Most restaurant costs (rent, insurance, utilities, equipment) are fixed or semi-fixed — they do not change with volume. Prime cost is variable and directly manageable. A chef can reduce food cost by improving recipes and reducing waste. A manager can reduce labor cost by scheduling smarter. These are real-time levers, not accounting adjustments.
Operators who track prime cost weekly can see problems developing and correct course. Those who track it monthly discover problems after they have compounded.
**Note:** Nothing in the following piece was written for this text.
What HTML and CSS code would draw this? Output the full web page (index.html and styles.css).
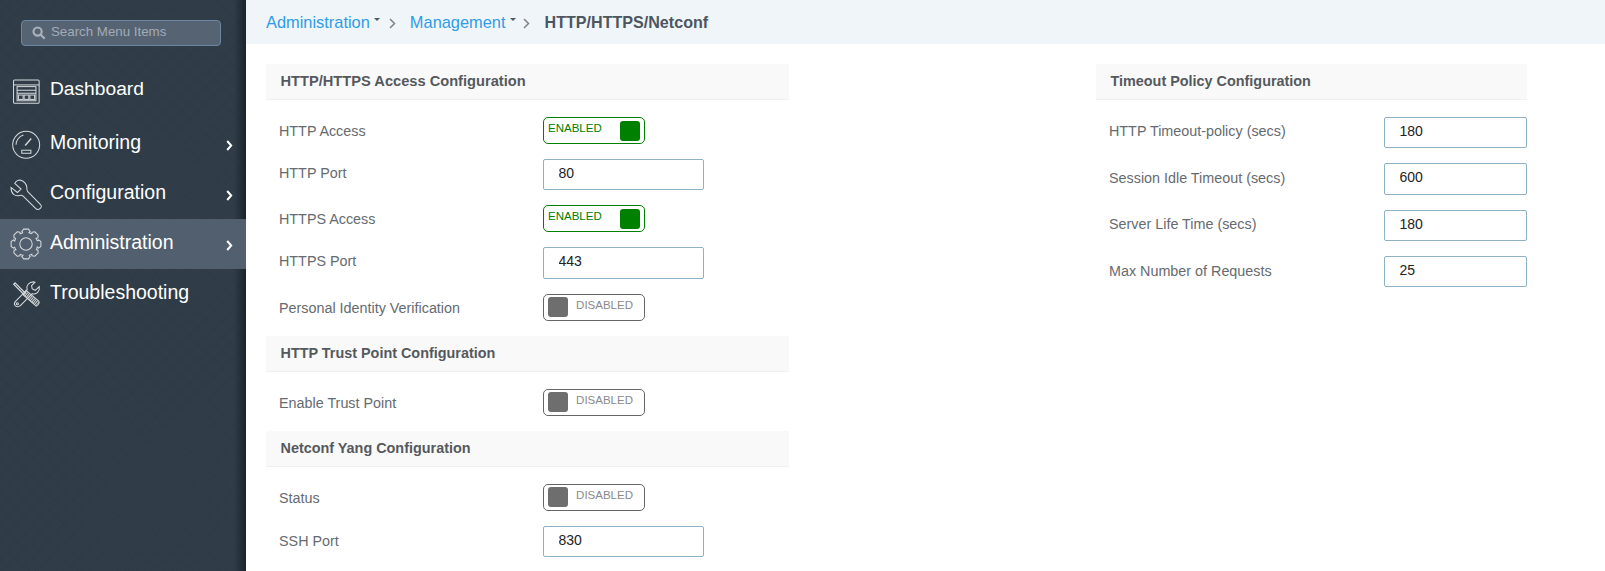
FILE: index.html
```html
<!DOCTYPE html>
<html lang="en">
<head>
<meta charset="utf-8">
<title>HTTP/HTTPS/Netconf</title>
<link rel="stylesheet" href="styles.css">
</head>
<body>
<div class="app">
  <aside class="sidebar">
    <div class="search">
      <svg class="search-icon" viewBox="0 0 13 13"><circle cx="5.2" cy="5.2" r="3.8"/><path d="M8 8l3.8 3.8"/></svg>
      <span>Search Menu Items</span>
    </div>
    <nav class="menu">
      <a class="menu-item menu-first">
        <svg class="menu-icon" viewBox="15 17.5 95 95"><rect x="25.5" y="29.5" width="76" height="69" rx="3"/><path d="M25 44h77"/><rect x="36" y="49" width="56" height="42"/><path d="M36 60h56M36 69h56"/><rect x="40" y="74" width="14" height="13"/><rect x="57" y="74" width="14" height="13"/><rect x="74" y="74" width="14" height="13"/></svg>
        <span class="menu-label">Dashboard</span>
      </a>
      <a class="menu-item">
        <svg class="menu-icon" viewBox="15 172 95 95"><circle cx="63" cy="222" r="40"/><path d="M33 222a30 30 0 0 1 22-29"/><path d="M60 224l18-21" stroke-width="4"/><rect x="50" y="238" width="27" height="9"/></svg>
        <span class="menu-label">Monitoring</span>
        <svg class="chevron" viewBox="0 0 7 11"><path d="M1.2 1l4 4.5-4 4.5"/></svg>
      </a>
      <a class="menu-item">
        <svg class="menu-icon" viewBox="15 22 95 95"><path d="M45 28C55 30 66 40 65 52c0 5 0 8 2 10l38 38c5 5 3 10-1 13-4 3-9 3-13-1L54 76c-3-3-7-3-11-2-13 3-25-4-25-24l19 15 11-10-19-17c4-7 10-10 16-10z"/></svg>
        <span class="menu-label">Configuration</span>
        <svg class="chevron" viewBox="0 0 7 11"><path d="M1.2 1l4 4.5-4 4.5"/></svg>
      </a>
      <a class="menu-item menu-active">
        <svg class="menu-icon gear" viewBox="-15.5 -15.5 31 31">
          <defs><path id="tooth" d="M10.9-2.92L12.2-4 14.4-2.3V2.3L12.2 4 10.9 2.92A11.3 11.3 0 0 1 9.79 5.65"/></defs>
          <use href="#tooth"/><use href="#tooth" transform="rotate(45)"/><use href="#tooth" transform="rotate(90)"/><use href="#tooth" transform="rotate(135)"/><use href="#tooth" transform="rotate(180)"/><use href="#tooth" transform="rotate(225)"/><use href="#tooth" transform="rotate(270)"/><use href="#tooth" transform="rotate(315)"/>
          <circle r="6"/>
        </svg>
        <span class="menu-label">Administration</span>
        <svg class="chevron" viewBox="0 0 7 11"><path d="M1.2 1l4 4.5-4 4.5"/></svg>
      </a>
      <a class="menu-item">
        <svg class="menu-icon" viewBox="15 325.5 95 95"><path class="masked" d="M84 337c-12 0-22 11-18 23L32 394c-9 9 0 21 11 15 2-1 3-2 5-4l33-33c13 4 23-7 21-21L90 362l-9-4-2-10 10-10z"/><circle cx="37" cy="402" r="3"/><path d="M26 344l4-4 30 30-4 4z" stroke-width="3.5"/><path class="stripes" d="M58 370l38 33"/><path d="M63 362l38 33c2 3 0 9-8 14l-40-35z"/></svg>
        <span class="menu-label">Troubleshooting</span>
      </a>
    </nav>
  </aside>
  <main class="main">
    <header class="crumbs">
      <a class="crumb-link">Administration<i class="caret"></i></a>
      <svg class="crumb-sep" viewBox="0 0 7 11"><path d="M1 1l4.5 4.5L1 10"/></svg>
      <a class="crumb-link">Management<i class="caret"></i></a>
      <svg class="crumb-sep crumb-sep-last" viewBox="0 0 7 11"><path d="M1 1l4.5 4.5L1 10"/></svg>
      <strong class="crumb-current">HTTP/HTTPS/Netconf</strong>
    </header>
    <div class="columns">
      <section class="col col-left">
        <h2 class="section-title section-first section-wide">HTTP/HTTPS Access Configuration</h2>
        <div class="row"><label>HTTP Access</label><div class="toggle on"><span>ENABLED</span><i></i></div></div>
        <div class="row row-high"><label>HTTP Port</label><input class="field" value="80"></div>
        <div class="row"><label>HTTPS Access</label><div class="toggle on"><span>ENABLED</span><i></i></div></div>
        <div class="row row-high"><label>HTTPS Port</label><input class="field" value="443"></div>
        <div class="row row-low"><label>Personal Identity Verification</label><div class="toggle off"><i></i><span>DISABLED</span></div></div>
        <h2 class="section-title">HTTP Trust Point Configuration</h2>
        <div class="row row-low"><label>Enable Trust Point</label><div class="toggle off"><i></i><span>DISABLED</span></div></div>
        <h2 class="section-title">Netconf Yang Configuration</h2>
        <div class="row row-low"><label>Status</label><div class="toggle off"><i></i><span>DISABLED</span></div></div>
        <div class="row"><label>SSH Port</label><input class="field" value="830"></div>
      </section>
      <section class="col col-right">
        <h2 class="section-title section-first">Timeout Policy Configuration</h2>
        <div class="row row-high"><label>HTTP Timeout-policy (secs)</label><input class="field" value="180"></div>
        <div class="row row-mid"><label>Session Idle Timeout (secs)</label><input class="field" value="600"></div>
        <div class="row row-mid"><label>Server Life Time (secs)</label><input class="field" value="180"></div>
        <div class="row row-mid"><label>Max Number of Requests</label><input class="field" value="25"></div>
      </section>
    </div>
  </main>
</div>
</body>
</html>
```
FILE: styles.css
```css
* { box-sizing: border-box; }
html, body { margin: 0; height: 100%; overflow: hidden; background: #fff; }
body { font-family: "Liberation Sans", Arial, sans-serif; }
.app { display: flex; height: 571px; }

/* Sidebar */
.sidebar {
  width: 246px; flex: none; padding-top: 20px;
  background:
    linear-gradient(90deg, rgba(20,27,34,0) 234px, rgba(20,27,34,.75) 246px),
    repeating-linear-gradient(45deg, rgba(255,255,255,.008) 0 1px, rgba(0,0,0,.008) 1px 2px),
    repeating-linear-gradient(-45deg, rgba(255,255,255,.008) 0 1px, rgba(0,0,0,.008) 1px 2px),
    #2e3b47;
}
.search {
  display: flex; align-items: center; margin: 0 25px 21px 21px; height: 26px; padding: 0 0 3px 10px;
  background: #566373; border: 1px solid #6c87a3; border-radius: 4px;
  color: #a3abb6; font-size: 13.3px;
}
.search-icon { width: 14px; height: 14px; margin-right: 5px; margin-top: 2px; fill: none; stroke: #a9b1ba; stroke-width: 2; }
.menu { display: flex; flex-direction: column; }
.menu-item { position: relative; display: flex; align-items: center; height: 50px; padding-left: 10px; color: #fff; }
.menu-first { margin-bottom: 2px; }
.menu-active { background: #525f6f; }
.menu-icon { width: 32px; height: 32px; flex: none; fill: none; stroke: #d6dadd; stroke-width: 3; }
.gear { stroke-width: 1; }
.masked { fill: #2e3b47; }
.stripes { stroke-width: 15; stroke-dasharray: 3 2.4; }
.menu-label { margin-left: 8px; margin-top: -4px; font-size: 19.5px; }
.menu-first .menu-label { margin-top: -6px; font-size: 19.2px; }
.chevron { position: absolute; left: 226px; top: 21px; width: 7px; height: 11px; fill: none; stroke: #fff; stroke-width: 2; }

/* Main */
.main { flex: 1; min-width: 0; }
.crumbs {
  display: flex; align-items: center; height: 44px; padding: 1px 0 0 20px;
  background: #f0f5fa; font-size: 16.4px;
}
.crumb-link { display: flex; align-items: center; color: #2f9ce6; }
.caret { width: 0; height: 0; margin: -6px 0 0 4px; border: 3.5px solid transparent; border-top-color: #4b5a66; border-bottom: 0; }
.crumb-sep { width: 7px; height: 11px; margin: 2px 14px 0 9px; fill: none; stroke: #7d8489; stroke-width: 1.5; }
.crumb-sep-last { margin-left: 7px; margin-right: 15px; }
.crumb-current { color: #4d5560; font-size: 16.1px; }

.columns { display: flex; padding: 20px 0 0 20px; }
.col-left { width: 523px; }
.col-right { width: 431px; margin-left: 307px; }
.col-right .row label { width: 275px; }
.col-right .field { width: 143px; }

.section-title {
  height: 36px; margin: 0 0 17px; padding: 0 0 1px 14.5px;
  display: flex; align-items: center;
  background: #f9f9f9; border-bottom: 1px solid #f1f1f1;
  color: #55595e; font-size: 14.4px; font-weight: 700;
}
.section-first { padding-bottom: 2px; }
.section-wide { font-size: 14.65px; }
.row { display: flex; align-items: center; margin-bottom: 15px; padding-left: 13px; }
.row label { width: 264px; flex: none; color: #666b70; font-size: 14.35px; }
.row-high label { margin-bottom: 4px; }
.row-mid label { margin-bottom: 2px; }
.row-low label { margin-top: 2px; }
.field {
  width: 161px; height: 31.33px; padding: 0 0 3px 14.5px;
  border: 1px solid #8fb1c6; border-radius: 2px; background: #fff;
  color: #222; font: 14px "Liberation Sans", Arial, sans-serif; outline: 0;
}
.toggle {
  display: flex; align-items: center; justify-content: space-between;
  width: 102px; height: 27px; padding: 0 4px; border: 1px solid; border-radius: 5px;
  font-size: 11.5px;
}
.toggle i { width: 20px; height: 20px; border-radius: 3px; }
.toggle span { margin-top: -4px; }
.toggle.on { border-color: #008000; color: #008000; }
.toggle.on i { background: #008000; }
.toggle.on span { margin-top: -5px; }
.toggle.off { border-color: #666; color: #8a8a8a; }
.toggle.off i { background: #6e6e6e; }
.toggle.off span { margin-right: 7px; }
```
Breaking Down the Components
Food Cost (Cost of Goods Sold)
Food cost includes all food and non-alcoholic beverage purchases consumed in a period. Calculate it as:
Food COGS = Beginning Inventory + Purchases – Ending Inventory
Target: 28–33% of food revenue, depending on concept type.
Labor Cost
Total labor cost includes all wages (hourly and salaried), overtime, payroll taxes, health insurance, and other benefits. Many operators make the mistake of tracking only hourly wages — salaried management and benefits can add 20–30% on top.
Target: 25–35% of total revenue, depending on service model. Full-service restaurants run higher (30–35%) due to front-of-house staffing ratios.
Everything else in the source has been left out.